La seconda parte della vicenda prende forma dopo un salto temporale di due anni. L’uomo si è trasferito a Hiroshima per il primo passo necessario all’allestimento: il casting. Ai provini si presentano attori e attrici di varie nazionalità e differenti idiomi. Yusuke decide così di attuare un progetto del tutto originale: metterà in scena uno Zio Vanja recitato contemporaneamente in lingue differenti e varie forme di comunicazione. Per gli spostamenti del regista viene messa a disposizione una giovane autista che si prenderà cura di guidare l’auto di Yusuke per le strade di Hiroshima. Dopo una forte iniziale perplessità dell’uomo, il rapporto tra il passeggero e l’autista diviene via via più intenso ed evolve in profondità, scoprendo fantasmi del passato che li accomuna entrambi. Misaki è di poche parole, mite e discreta; guida l’auto di Yusuke con meticolosità e precisione. Tra lunghi silenzi e cenni di fattiva collaborazione, i due instaurano un rapporto confidenziale ma non strettamente sentimentale.
Dopo un prologo di presentazione famigliare e un blocco centrale di approfondimento para-professionale, Drive My Car ci conduce ad una terza fase: un epilogo di catarsi che, per ovvie ragioni, non approfondiremo.

Il tema di fondo di questo lungo film (178 minuti) è senz’altro il linguaggio, o meglio, le varie forme di comunicazione, verbali e non. Il variegato “melting pot” linguistico e culturale dello spettacolo teatrale, di cui assistiamo alle prove, rappresenta la possibilità di comunicare attraverso le parole ma anche oltrepassando le medesime. La comunicazione può avvenire attraverso i gesti, le emozioni, la condivisione dello spazio e “degli spazi” sia ambientali che interiori. Lo stesso rapporto tra Yusuke e Misaki (passeggero e autista) si snoda nell’abitacolo dell’auto rossa nel tempo che occorre per percorrere le strade di Hiroshima.
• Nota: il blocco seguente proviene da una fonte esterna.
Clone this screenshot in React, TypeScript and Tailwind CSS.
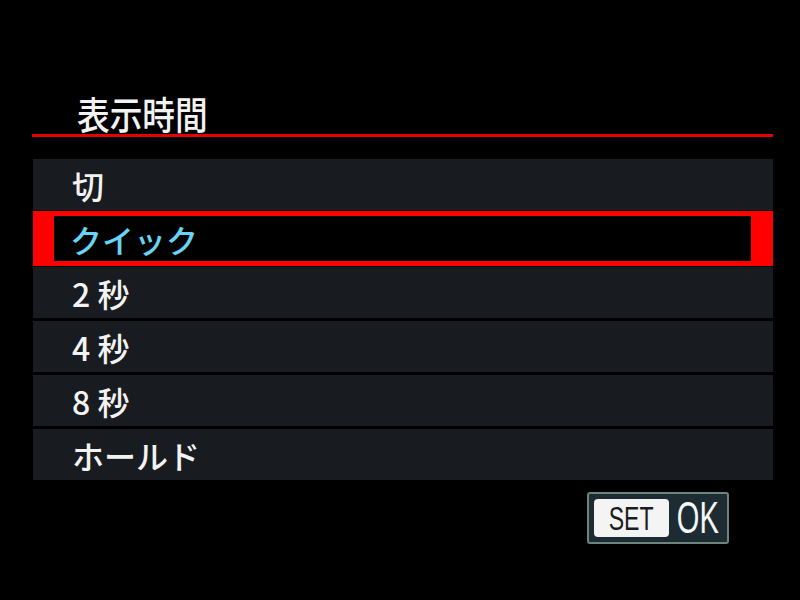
import React from 'react';

type Option = { id: string; label: string };

// Menu choices for the review display time
const OPTIONS: Option[] = [
  { id: 'off', label: '切' },
  { id: 'quick', label: 'クイック' },
  { id: '2s', label: '2 秒' },
  { id: '4s', label: '4 秒' },
  { id: '8s', label: '8 秒' },
  { id: 'hold', label: 'ホールド' },
];

const jpFont = "font-['Noto_Sans_CJK_JP','Noto_Sans',sans-serif]";

const App: React.FC = () => {
  const selected = 'quick';

  return (
    <div className={`w-[800px] h-[600px] bg-black flex flex-col overflow-hidden ${jpFont}`}>
      {/* Title */}
      <div className="h-[134px] flex items-end pl-[77px] pb-[2px]">
        <span className="inline-block origin-left scale-x-[0.86] text-[38px] font-medium leading-none text-[#f2f2f2]">
          表示時間
        </span>
      </div>
      <div className="ml-[32px] mr-[27px] h-[3px] bg-[#e60000]" />

      {/* Option list */}
      <div className="ml-[33px] mr-[27px] mt-[22px] flex flex-col gap-[3px]">
        {OPTIONS.map(opt =>
          opt.id === selected ? (
            <div
              key={opt.id}
              className="-my-[2px] h-[55px] flex items-center bg-black border-[#ff0000] border-y-[5px] border-l-[21px] border-r-[22px] pl-[16px]"
            >
              <span className="text-[32px] font-medium leading-none text-[#66d4f2]">{opt.label}</span>
            </div>
          ) : (
            <div key={opt.id} className="h-[51px] flex items-center bg-[#181b1f] pl-[39px]">
              <span className="text-[32px] font-medium leading-none text-[#f2f2f2]">{opt.label}</span>
            </div>
          )
        )}
      </div>

      {/* SET OK hint */}
      <div className="mt-[12px] flex justify-end pr-[71px]">
        <div className="w-[142px] h-[52px] border-2 border-[#6d837b] rounded-[3px] bg-[#1d2c33] flex items-center pl-[5px] gap-[7px] font-['Liberation_Sans',sans-serif]">
          <div className="w-[75px] h-[38px] bg-[#f4f4f4] rounded-[4px] flex items-center justify-center overflow-hidden">
            <span className="inline-block scale-x-[0.7] text-[33px] leading-none text-[#1c1c1c]">SET</span>
          </div>
          <div className="w-[44px] flex items-center justify-center overflow-visible">
            <span className="inline-block scale-x-[0.66] text-[44px] leading-none text-[#f6f6f6]">OK</span>
          </div>
        </div>
      </div>
    </div>
  );
};

export default App;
I due protagonisti comunicano con (poche) parole e (molte) condivisioni di emozioni ed esperienze. Lo sguardo della cinepresa si sofferma spesso sul nastro d’asfalto che viene percorso e sulle numerose e lunghe gallerie attraversate, connotando la storia di un significato più recondito di quanto possa trasparire dalle “povere” parole.
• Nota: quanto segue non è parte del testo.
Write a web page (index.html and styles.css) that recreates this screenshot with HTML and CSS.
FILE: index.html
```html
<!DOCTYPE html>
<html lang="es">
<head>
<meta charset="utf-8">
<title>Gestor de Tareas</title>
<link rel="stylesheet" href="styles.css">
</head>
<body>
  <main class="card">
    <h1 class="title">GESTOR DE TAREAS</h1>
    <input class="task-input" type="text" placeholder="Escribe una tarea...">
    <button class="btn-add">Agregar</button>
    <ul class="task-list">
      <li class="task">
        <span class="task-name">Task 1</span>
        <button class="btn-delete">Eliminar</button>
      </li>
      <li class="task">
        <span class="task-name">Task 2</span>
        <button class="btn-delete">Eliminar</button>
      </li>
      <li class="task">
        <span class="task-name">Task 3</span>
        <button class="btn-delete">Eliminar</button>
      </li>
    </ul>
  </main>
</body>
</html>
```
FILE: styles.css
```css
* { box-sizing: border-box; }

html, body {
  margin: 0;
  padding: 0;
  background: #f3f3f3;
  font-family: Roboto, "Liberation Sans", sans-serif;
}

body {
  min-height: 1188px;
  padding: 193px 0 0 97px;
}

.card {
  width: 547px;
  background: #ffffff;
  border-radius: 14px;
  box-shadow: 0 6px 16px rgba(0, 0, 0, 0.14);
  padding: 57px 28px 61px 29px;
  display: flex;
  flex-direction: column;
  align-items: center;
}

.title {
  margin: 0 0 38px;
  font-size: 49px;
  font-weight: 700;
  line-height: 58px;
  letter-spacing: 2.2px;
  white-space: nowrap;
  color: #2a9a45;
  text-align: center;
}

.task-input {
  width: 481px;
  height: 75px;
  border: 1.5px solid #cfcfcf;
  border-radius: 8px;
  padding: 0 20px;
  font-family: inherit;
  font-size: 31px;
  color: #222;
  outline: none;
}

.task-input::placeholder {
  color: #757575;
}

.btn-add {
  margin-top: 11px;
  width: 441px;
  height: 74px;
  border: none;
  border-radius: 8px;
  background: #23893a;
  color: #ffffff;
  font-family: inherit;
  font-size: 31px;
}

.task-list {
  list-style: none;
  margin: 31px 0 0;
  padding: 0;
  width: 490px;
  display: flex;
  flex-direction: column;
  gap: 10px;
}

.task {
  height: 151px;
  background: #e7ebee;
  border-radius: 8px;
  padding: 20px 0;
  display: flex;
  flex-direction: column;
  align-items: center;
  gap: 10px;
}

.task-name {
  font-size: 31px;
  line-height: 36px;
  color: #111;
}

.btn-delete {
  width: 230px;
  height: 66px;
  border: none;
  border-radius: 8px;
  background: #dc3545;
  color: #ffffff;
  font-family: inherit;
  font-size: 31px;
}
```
Le immagini vanno oltre la verbalizzazione e compongono una più elaborata forma di espressione. Il fatto stesso di oltrepassare i tunnel autostradali ci fornisce una chiara visione metaforica del percorso che i due stanno affrontando: uscire dai traumi del passato per cercare di riappropriarsi della luce esterna, vincendo i sensi di colpa ed elaborando i rispettivi lutti, ovvero, cercare di farlo.
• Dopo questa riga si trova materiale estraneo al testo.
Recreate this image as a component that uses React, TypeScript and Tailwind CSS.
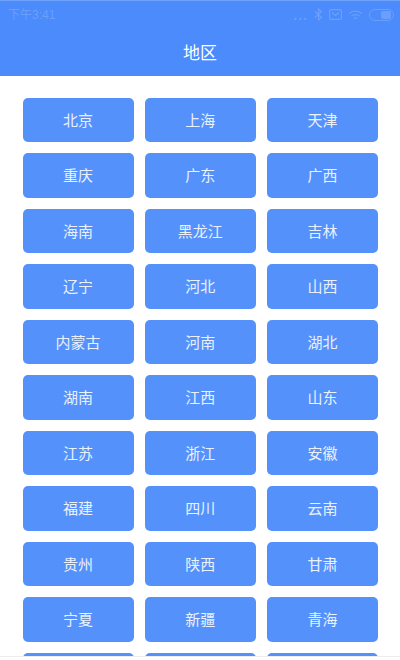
const regions = [
  '北京', '上海', '天津',
  '重庆', '广东', '广西',
  '海南', '黑龙江', '吉林',
  '辽宁', '河北', '山西',
  '内蒙古', '河南', '湖北',
  '湖南', '江西', '山东',
  '江苏', '浙江', '安徽',
  '福建', '四川', '云南',
  '贵州', '陕西', '甘肃',
  '宁夏', '新疆', '青海',
];

function StatusIcons() {
  return (
    <div className="flex items-center gap-[6px] text-[#6a9ffd]">
      <span className="text-[12px] leading-none tracking-[1px] font-bold">...</span>
      <svg className="w-[9px] h-[13px]" viewBox="0 0 9 13" fill="none" stroke="currentColor" strokeWidth="1.2">
        <path d="M1 3.5l6.5 6L4.5 12V1l3 2.5L1 9.5" />
      </svg>
      <svg className="w-[13px] h-[11px]" viewBox="0 0 13 11" fill="none" stroke="currentColor" strokeWidth="1.2">
        <rect x="0.6" y="0.6" width="11.8" height="9.8" rx="1.5" />
        <path d="M3 3.5l3.5 3 3.5-3" />
      </svg>
      <svg className="w-[15px] h-[10px]" viewBox="0 0 15 10" fill="none" stroke="currentColor" strokeWidth="1.2">
        <path d="M1 3.5c3.6-3.2 9.4-3.2 13 0M3.5 6c2.2-1.9 5.8-1.9 8 0M6 8.5c.8-.7 2.2-.7 3 0" />
      </svg>
      <div className="w-[25px] h-[12px] rounded-[6px] border border-[#6a9ffd] flex items-center justify-end pr-[2px]">
        <div className="w-[10px] h-[8px] rounded-[2px] bg-[#6a9ffd]" />
      </div>
    </div>
  );
}

export default function App() {
  return (
    <div className="w-[400px] h-[660px] bg-white flex flex-col overflow-hidden font-['Noto_Sans_CJK_SC','Noto_Sans',sans-serif]">
      <header className="h-[76px] shrink-0 bg-[#4b8bfb] border-t border-[#6fa3fc] flex flex-col">
        <div className="h-[27px] pl-[8px] pr-[6px] flex items-center justify-between">
          <span className="text-[12px] text-[#6a9ffd] font-['Liberation_Sans','Noto_Sans_CJK_SC',sans-serif]">下午3:41</span>
          <StatusIcons />
        </div>
        <h1 className="text-center text-[17px] leading-[47px] text-white">地区</h1>
      </header>
      <main className="h-[580px] shrink-0 overflow-hidden pt-[22px] pl-[22.6px] pr-[22px]">
        <div className="grid grid-cols-3 gap-x-[11.3px] gap-y-[11.2px]">
          {regions.map((name) => (
            <button
              key={name}
              className="h-[44.3px] rounded-[5px] bg-[#5591fb] text-[15px] text-[#e9f1ff] flex items-center justify-center"
            >
              {name}
            </button>
          ))}
          {/* next row, only its top edge shows above the fold */}
          <div className="h-[44.3px] rounded-[5px] bg-[#5591fb]" />
          <div className="h-[44.3px] rounded-[5px] bg-[#5591fb]" />
          <div className="h-[44.3px] rounded-[5px] bg-[#5591fb]" />
        </div>
      </main>
      <div className="h-[4px] shrink-0 border-t border-[#ececec] bg-white" />
    </div>
  );
}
La delicatezza dei toni usati dalla meticolosa sceneggiatura addomestica i rapporti umani dei protagonisti e scopre con gradualità le carte in tavola fino ad arrivare dolcemente in luoghi non del tutto attesi. Non tutte le verbalizzazioni sono immediatamente comprensibili (o meglio: non è ben chiaro dove intendano arrivare) e ciò rende criptico e misterioso il racconto. Questo rappresenta l’unico limite, ma ne è anche un pregio, di un film complesso e profondo.